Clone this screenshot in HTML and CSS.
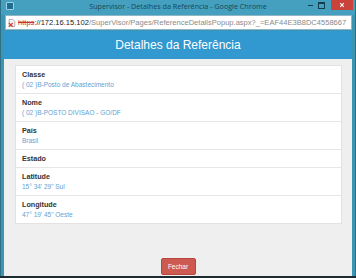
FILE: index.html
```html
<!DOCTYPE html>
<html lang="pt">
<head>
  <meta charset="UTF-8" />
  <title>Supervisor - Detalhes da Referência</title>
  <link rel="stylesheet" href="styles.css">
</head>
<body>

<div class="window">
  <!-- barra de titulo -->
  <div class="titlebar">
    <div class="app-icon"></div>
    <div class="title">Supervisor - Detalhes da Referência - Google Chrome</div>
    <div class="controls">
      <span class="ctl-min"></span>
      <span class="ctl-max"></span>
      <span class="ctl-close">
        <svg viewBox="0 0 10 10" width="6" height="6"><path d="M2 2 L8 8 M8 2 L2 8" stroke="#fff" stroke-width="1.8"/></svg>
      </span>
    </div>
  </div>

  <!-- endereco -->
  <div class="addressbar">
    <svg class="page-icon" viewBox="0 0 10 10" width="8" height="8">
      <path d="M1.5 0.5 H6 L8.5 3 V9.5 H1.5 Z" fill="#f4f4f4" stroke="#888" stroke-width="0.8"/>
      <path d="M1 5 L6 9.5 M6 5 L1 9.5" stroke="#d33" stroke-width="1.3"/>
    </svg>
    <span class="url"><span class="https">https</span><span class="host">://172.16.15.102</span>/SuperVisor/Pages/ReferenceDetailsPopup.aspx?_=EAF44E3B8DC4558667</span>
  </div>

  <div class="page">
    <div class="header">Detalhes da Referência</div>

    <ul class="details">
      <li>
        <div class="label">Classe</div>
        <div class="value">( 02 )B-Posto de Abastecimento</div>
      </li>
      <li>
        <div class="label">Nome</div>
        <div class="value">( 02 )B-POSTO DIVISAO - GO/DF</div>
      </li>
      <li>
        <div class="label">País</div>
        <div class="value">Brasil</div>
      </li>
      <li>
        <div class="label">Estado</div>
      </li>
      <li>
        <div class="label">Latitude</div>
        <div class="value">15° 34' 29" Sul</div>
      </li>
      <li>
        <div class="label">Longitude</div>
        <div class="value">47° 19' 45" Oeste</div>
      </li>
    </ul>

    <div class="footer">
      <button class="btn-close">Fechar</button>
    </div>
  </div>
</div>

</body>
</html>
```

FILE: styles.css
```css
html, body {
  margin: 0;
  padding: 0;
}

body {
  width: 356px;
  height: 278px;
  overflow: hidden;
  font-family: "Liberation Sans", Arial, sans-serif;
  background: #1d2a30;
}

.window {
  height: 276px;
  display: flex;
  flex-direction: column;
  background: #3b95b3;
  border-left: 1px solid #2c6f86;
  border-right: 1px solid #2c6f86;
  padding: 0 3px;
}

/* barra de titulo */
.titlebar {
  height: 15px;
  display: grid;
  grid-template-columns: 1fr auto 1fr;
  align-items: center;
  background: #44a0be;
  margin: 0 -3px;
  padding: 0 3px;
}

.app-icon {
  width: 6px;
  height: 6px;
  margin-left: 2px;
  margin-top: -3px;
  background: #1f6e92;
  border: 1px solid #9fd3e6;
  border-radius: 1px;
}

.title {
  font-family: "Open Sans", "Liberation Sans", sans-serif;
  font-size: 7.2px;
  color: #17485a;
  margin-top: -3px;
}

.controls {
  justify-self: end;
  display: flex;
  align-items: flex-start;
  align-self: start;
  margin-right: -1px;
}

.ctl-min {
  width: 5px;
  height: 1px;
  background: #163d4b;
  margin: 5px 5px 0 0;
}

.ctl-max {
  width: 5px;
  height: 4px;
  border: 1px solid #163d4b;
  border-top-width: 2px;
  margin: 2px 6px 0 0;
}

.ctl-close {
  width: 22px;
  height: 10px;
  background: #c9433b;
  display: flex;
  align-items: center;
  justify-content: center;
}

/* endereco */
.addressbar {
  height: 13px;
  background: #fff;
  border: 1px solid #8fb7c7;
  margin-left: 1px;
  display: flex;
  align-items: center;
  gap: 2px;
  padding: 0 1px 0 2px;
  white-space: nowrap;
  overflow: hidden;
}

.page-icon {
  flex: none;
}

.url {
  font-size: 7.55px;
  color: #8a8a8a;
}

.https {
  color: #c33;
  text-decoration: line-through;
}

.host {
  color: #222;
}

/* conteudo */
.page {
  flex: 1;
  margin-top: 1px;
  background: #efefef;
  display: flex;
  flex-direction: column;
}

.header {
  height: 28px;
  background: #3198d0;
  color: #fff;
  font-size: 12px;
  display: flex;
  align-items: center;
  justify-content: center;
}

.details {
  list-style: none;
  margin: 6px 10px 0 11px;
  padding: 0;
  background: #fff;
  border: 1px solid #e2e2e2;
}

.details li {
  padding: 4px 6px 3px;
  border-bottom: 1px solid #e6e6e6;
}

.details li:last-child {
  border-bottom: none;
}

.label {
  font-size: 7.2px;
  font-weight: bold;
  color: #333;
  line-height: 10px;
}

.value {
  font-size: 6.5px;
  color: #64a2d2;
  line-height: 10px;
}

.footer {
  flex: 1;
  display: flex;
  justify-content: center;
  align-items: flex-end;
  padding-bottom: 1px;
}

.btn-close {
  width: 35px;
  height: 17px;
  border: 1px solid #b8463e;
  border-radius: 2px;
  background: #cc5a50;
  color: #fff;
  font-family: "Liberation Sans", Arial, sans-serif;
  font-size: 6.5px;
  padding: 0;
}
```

Your objective:
Repeat the listing above exactly, with no pictures.

Answer to this task:
Clone this screenshot in HTML and CSS.
FILE: index.html
```html
<!DOCTYPE html>
<html lang="pt">
<head>
  <meta charset="UTF-8" />
  <title>Supervisor - Detalhes da Referência</title>
  <link rel="stylesheet" href="styles.css">
</head>
<body>

<div class="window">
  <!-- barra de titulo -->
  <div class="titlebar">
    <div class="app-icon"></div>
    <div class="title">Supervisor - Detalhes da Referência - Google Chrome</div>
    <div class="controls">
      <span class="ctl-min"></span>
      <span class="ctl-max"></span>
      <span class="ctl-close">
        <svg viewBox="0 0 10 10" width="6" height="6"><path d="M2 2 L8 8 M8 2 L2 8" stroke="#fff" stroke-width="1.8"/></svg>
      </span>
    </div>
  </div>

  <!-- endereco -->
  <div class="addressbar">
    <svg class="page-icon" viewBox="0 0 10 10" width="8" height="8">
      <path d="M1.5 0.5 H6 L8.5 3 V9.5 H1.5 Z" fill="#f4f4f4" stroke="#888" stroke-width="0.8"/>
      <path d="M1 5 L6 9.5 M6 5 L1 9.5" stroke="#d33" stroke-width="1.3"/>
    </svg>
    <span class="url"><span class="https">https</span><span class="host">://172.16.15.102</span>/SuperVisor/Pages/ReferenceDetailsPopup.aspx?_=EAF44E3B8DC4558667</span>
  </div>

  <div class="page">
    <div class="header">Detalhes da Referência</div>

    <ul class="details">
      <li>
        <div class="label">Classe</div>
        <div class="value">( 02 )B-Posto de Abastecimento</div>
      </li>
      <li>
        <div class="label">Nome</div>
        <div class="value">( 02 )B-POSTO DIVISAO - GO/DF</div>
      </li>
      <li>
        <div class="label">País</div>
        <div class="value">Brasil</div>
      </li>
      <li>
        <div class="label">Estado</div>
      </li>
      <li>
        <div class="label">Latitude</div>
        <div class="value">15° 34' 29" Sul</div>
      </li>
      <li>
        <div class="label">Longitude</div>
        <div class="value">47° 19' 45" Oeste</div>
      </li>
    </ul>

    <div class="footer">
      <button class="btn-close">Fechar</button>
    </div>
  </div>
</div>

</body>
</html>
```

FILE: styles.css
```css
html, body {
  margin: 0;
  padding: 0;
}

body {
  width: 356px;
  height: 278px;
  overflow: hidden;
  font-family: "Liberation Sans", Arial, sans-serif;
  background: #1d2a30;
}

.window {
  height: 276px;
  display: flex;
  flex-direction: column;
  background: #3b95b3;
  border-left: 1px solid #2c6f86;
  border-right: 1px solid #2c6f86;
  padding: 0 3px;
}

/* barra de titulo */
.titlebar {
  height: 15px;
  display: grid;
  grid-template-columns: 1fr auto 1fr;
  align-items: center;
  background: #44a0be;
  margin: 0 -3px;
  padding: 0 3px;
}

.app-icon {
  width: 6px;
  height: 6px;
  margin-left: 2px;
  margin-top: -3px;
  background: #1f6e92;
  border: 1px solid #9fd3e6;
  border-radius: 1px;
}

.title {
  font-family: "Open Sans", "Liberation Sans", sans-serif;
  font-size: 7.2px;
  color: #17485a;
  margin-top: -3px;
}

.controls {
  justify-self: end;
  display: flex;
  align-items: flex-start;
  align-self: start;
  margin-right: -1px;
}

.ctl-min {
  width: 5px;
  height: 1px;
  background: #163d4b;
  margin: 5px 5px 0 0;
}

.ctl-max {
  width: 5px;
  height: 4px;
  border: 1px solid #163d4b;
  border-top-width: 2px;
  margin: 2px 6px 0 0;
}

.ctl-close {
  width: 22px;
  height: 10px;
  background: #c9433b;
  display: flex;
  align-items: center;
  justify-content: center;
}

/* endereco */
.addressbar {
  height: 13px;
  background: #fff;
  border: 1px solid #8fb7c7;
  margin-left: 1px;
  display: flex;
  align-items: center;
  gap: 2px;
  padding: 0 1px 0 2px;
  white-space: nowrap;
  overflow: hidden;
}

.page-icon {
  flex: none;
}

.url {
  font-size: 7.55px;
  color: #8a8a8a;
}

.https {
  color: #c33;
  text-decoration: line-through;
}

.host {
  color: #222;
}

/* conteudo */
.page {
  flex: 1;
  margin-top: 1px;
  background: #efefef;
  display: flex;
  flex-direction: column;
}

.header {
  height: 28px;
  background: #3198d0;
  color: #fff;
  font-size: 12px;
  display: flex;
  align-items: center;
  justify-content: center;
}

.details {
  list-style: none;
  margin: 6px 10px 0 11px;
  padding: 0;
  background: #fff;
  border: 1px solid #e2e2e2;
}

.details li {
  padding: 4px 6px 3px;
  border-bottom: 1px solid #e6e6e6;
}

.details li:last-child {
  border-bottom: none;
}

.label {
  font-size: 7.2px;
  font-weight: bold;
  color: #333;
  line-height: 10px;
}

.value {
  font-size: 6.5px;
  color: #64a2d2;
  line-height: 10px;
}

.footer {
  flex: 1;
  display: flex;
  justify-content: center;
  align-items: flex-end;
  padding-bottom: 1px;
}

.btn-close {
  width: 35px;
  height: 17px;
  border: 1px solid #b8463e;
  border-radius: 2px;
  background: #cc5a50;
  color: #fff;
  font-family: "Liberation Sans", Arial, sans-serif;
  font-size: 6.5px;
  padding: 0;
}
```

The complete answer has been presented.